WORK TO COMPLETE: Transcribe the material verbatim in full; the pictures do not belong in the copy.

+===+

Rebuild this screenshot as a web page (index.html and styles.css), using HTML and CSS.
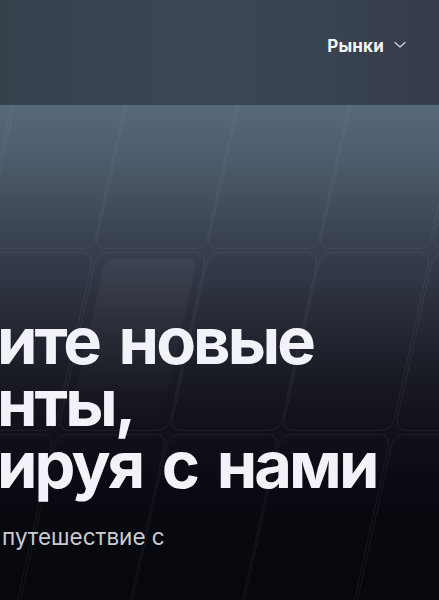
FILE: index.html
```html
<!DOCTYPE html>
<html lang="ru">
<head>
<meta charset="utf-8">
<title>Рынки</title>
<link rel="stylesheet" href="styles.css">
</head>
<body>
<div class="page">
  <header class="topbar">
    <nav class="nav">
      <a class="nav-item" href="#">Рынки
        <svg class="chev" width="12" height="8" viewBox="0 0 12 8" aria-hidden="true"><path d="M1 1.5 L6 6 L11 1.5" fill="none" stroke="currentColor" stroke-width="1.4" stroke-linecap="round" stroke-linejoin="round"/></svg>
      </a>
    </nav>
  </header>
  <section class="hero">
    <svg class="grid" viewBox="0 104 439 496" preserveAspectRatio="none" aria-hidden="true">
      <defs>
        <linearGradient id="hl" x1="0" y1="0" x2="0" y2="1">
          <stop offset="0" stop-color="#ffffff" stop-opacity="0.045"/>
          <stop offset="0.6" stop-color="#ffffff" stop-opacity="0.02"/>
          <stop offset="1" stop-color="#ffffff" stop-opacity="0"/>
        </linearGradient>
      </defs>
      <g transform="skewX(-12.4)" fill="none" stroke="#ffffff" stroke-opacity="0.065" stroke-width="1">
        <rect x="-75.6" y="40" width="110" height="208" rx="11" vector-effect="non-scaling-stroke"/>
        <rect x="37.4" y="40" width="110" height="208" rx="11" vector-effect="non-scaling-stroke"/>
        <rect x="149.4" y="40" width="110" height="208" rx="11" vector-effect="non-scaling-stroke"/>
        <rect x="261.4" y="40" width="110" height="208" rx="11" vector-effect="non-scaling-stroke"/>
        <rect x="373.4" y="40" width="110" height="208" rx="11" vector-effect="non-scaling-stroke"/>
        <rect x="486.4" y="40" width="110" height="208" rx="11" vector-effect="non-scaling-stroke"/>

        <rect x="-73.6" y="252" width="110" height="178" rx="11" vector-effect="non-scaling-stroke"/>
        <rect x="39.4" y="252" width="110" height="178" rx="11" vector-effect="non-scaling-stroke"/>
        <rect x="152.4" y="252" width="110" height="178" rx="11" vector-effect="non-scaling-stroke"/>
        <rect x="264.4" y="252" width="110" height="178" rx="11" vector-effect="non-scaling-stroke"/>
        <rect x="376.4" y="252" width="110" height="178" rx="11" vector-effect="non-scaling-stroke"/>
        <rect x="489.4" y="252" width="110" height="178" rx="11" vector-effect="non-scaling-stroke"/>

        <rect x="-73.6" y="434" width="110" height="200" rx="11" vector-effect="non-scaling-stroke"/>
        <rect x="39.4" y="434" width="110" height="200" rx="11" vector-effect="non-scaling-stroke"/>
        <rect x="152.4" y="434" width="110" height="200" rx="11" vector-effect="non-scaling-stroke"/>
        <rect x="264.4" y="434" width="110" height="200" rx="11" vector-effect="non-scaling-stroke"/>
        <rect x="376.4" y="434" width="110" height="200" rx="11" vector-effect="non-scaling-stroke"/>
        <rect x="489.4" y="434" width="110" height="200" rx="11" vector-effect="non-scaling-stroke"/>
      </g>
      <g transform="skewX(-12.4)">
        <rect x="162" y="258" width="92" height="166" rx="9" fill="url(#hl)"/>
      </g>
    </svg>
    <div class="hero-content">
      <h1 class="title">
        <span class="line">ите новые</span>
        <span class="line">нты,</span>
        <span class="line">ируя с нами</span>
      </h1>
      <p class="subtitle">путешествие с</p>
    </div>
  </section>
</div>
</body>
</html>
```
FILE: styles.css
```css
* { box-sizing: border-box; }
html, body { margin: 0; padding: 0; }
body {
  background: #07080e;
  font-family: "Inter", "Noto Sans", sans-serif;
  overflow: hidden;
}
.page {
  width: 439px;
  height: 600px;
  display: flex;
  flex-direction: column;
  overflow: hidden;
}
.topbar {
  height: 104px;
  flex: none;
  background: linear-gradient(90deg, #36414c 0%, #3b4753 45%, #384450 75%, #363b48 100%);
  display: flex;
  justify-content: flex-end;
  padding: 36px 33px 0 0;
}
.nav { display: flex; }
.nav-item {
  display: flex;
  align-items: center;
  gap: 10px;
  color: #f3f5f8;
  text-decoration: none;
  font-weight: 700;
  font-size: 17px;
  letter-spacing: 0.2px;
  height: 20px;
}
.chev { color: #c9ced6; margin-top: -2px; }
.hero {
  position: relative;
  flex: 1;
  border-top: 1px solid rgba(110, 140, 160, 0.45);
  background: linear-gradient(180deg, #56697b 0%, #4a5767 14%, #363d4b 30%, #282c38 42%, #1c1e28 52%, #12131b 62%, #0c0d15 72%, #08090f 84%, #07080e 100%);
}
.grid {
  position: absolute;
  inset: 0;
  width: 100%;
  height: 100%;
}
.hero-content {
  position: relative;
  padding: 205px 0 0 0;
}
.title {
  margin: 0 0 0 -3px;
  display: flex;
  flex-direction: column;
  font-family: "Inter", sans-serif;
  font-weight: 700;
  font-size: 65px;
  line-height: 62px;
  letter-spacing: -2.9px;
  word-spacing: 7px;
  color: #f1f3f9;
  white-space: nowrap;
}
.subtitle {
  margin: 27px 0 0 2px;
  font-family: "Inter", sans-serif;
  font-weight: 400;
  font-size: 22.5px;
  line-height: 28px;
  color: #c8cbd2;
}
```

+===+

TASK RESULT:
Rebuild this screenshot as a web page (index.html and styles.css), using HTML and CSS.
FILE: index.html
```html
<!DOCTYPE html>
<html lang="ru">
<head>
<meta charset="utf-8">
<title>Рынки</title>
<link rel="stylesheet" href="styles.css">
</head>
<body>
<div class="page">
  <header class="topbar">
    <nav class="nav">
      <a class="nav-item" href="#">Рынки
        <svg class="chev" width="12" height="8" viewBox="0 0 12 8" aria-hidden="true"><path d="M1 1.5 L6 6 L11 1.5" fill="none" stroke="currentColor" stroke-width="1.4" stroke-linecap="round" stroke-linejoin="round"/></svg>
      </a>
    </nav>
  </header>
  <section class="hero">
    <svg class="grid" viewBox="0 104 439 496" preserveAspectRatio="none" aria-hidden="true">
      <defs>
        <linearGradient id="hl" x1="0" y1="0" x2="0" y2="1">
          <stop offset="0" stop-color="#ffffff" stop-opacity="0.045"/>
          <stop offset="0.6" stop-color="#ffffff" stop-opacity="0.02"/>
          <stop offset="1" stop-color="#ffffff" stop-opacity="0"/>
        </linearGradient>
      </defs>
      <g transform="skewX(-12.4)" fill="none" stroke="#ffffff" stroke-opacity="0.065" stroke-width="1">
        <rect x="-75.6" y="40" width="110" height="208" rx="11" vector-effect="non-scaling-stroke"/>
        <rect x="37.4" y="40" width="110" height="208" rx="11" vector-effect="non-scaling-stroke"/>
        <rect x="149.4" y="40" width="110" height="208" rx="11" vector-effect="non-scaling-stroke"/>
        <rect x="261.4" y="40" width="110" height="208" rx="11" vector-effect="non-scaling-stroke"/>
        <rect x="373.4" y="40" width="110" height="208" rx="11" vector-effect="non-scaling-stroke"/>
        <rect x="486.4" y="40" width="110" height="208" rx="11" vector-effect="non-scaling-stroke"/>

        <rect x="-73.6" y="252" width="110" height="178" rx="11" vector-effect="non-scaling-stroke"/>
        <rect x="39.4" y="252" width="110" height="178" rx="11" vector-effect="non-scaling-stroke"/>
        <rect x="152.4" y="252" width="110" height="178" rx="11" vector-effect="non-scaling-stroke"/>
        <rect x="264.4" y="252" width="110" height="178" rx="11" vector-effect="non-scaling-stroke"/>
        <rect x="376.4" y="252" width="110" height="178" rx="11" vector-effect="non-scaling-stroke"/>
        <rect x="489.4" y="252" width="110" height="178" rx="11" vector-effect="non-scaling-stroke"/>

        <rect x="-73.6" y="434" width="110" height="200" rx="11" vector-effect="non-scaling-stroke"/>
        <rect x="39.4" y="434" width="110" height="200" rx="11" vector-effect="non-scaling-stroke"/>
        <rect x="152.4" y="434" width="110" height="200" rx="11" vector-effect="non-scaling-stroke"/>
        <rect x="264.4" y="434" width="110" height="200" rx="11" vector-effect="non-scaling-stroke"/>
        <rect x="376.4" y="434" width="110" height="200" rx="11" vector-effect="non-scaling-stroke"/>
        <rect x="489.4" y="434" width="110" height="200" rx="11" vector-effect="non-scaling-stroke"/>
      </g>
      <g transform="skewX(-12.4)">
        <rect x="162" y="258" width="92" height="166" rx="9" fill="url(#hl)"/>
      </g>
    </svg>
    <div class="hero-content">
      <h1 class="title">
        <span class="line">ите новые</span>
        <span class="line">нты,</span>
        <span class="line">ируя с нами</span>
      </h1>
      <p class="subtitle">путешествие с</p>
    </div>
  </section>
</div>
</body>
</html>
```
FILE: styles.css
```css
* { box-sizing: border-box; }
html, body { margin: 0; padding: 0; }
body {
  background: #07080e;
  font-family: "Inter", "Noto Sans", sans-serif;
  overflow: hidden;
}
.page {
  width: 439px;
  height: 600px;
  display: flex;
  flex-direction: column;
  overflow: hidden;
}
.topbar {
  height: 104px;
  flex: none;
  background: linear-gradient(90deg, #36414c 0%, #3b4753 45%, #384450 75%, #363b48 100%);
  display: flex;
  justify-content: flex-end;
  padding: 36px 33px 0 0;
}
.nav { display: flex; }
.nav-item {
  display: flex;
  align-items: center;
  gap: 10px;
  color: #f3f5f8;
  text-decoration: none;
  font-weight: 700;
  font-size: 17px;
  letter-spacing: 0.2px;
  height: 20px;
}
.chev { color: #c9ced6; margin-top: -2px; }
.hero {
  position: relative;
  flex: 1;
  border-top: 1px solid rgba(110, 140, 160, 0.45);
  background: linear-gradient(180deg, #56697b 0%, #4a5767 14%, #363d4b 30%, #282c38 42%, #1c1e28 52%, #12131b 62%, #0c0d15 72%, #08090f 84%, #07080e 100%);
}
.grid {
  position: absolute;
  inset: 0;
  width: 100%;
  height: 100%;
}
.hero-content {
  position: relative;
  padding: 205px 0 0 0;
}
.title {
  margin: 0 0 0 -3px;
  display: flex;
  flex-direction: column;
  font-family: "Inter", sans-serif;
  font-weight: 700;
  font-size: 65px;
  line-height: 62px;
  letter-spacing: -2.9px;
  word-spacing: 7px;
  color: #f1f3f9;
  white-space: nowrap;
}
.subtitle {
  margin: 27px 0 0 2px;
  font-family: "Inter", sans-serif;
  font-weight: 400;
  font-size: 22.5px;
  line-height: 28px;
  color: #c8cbd2;
}
```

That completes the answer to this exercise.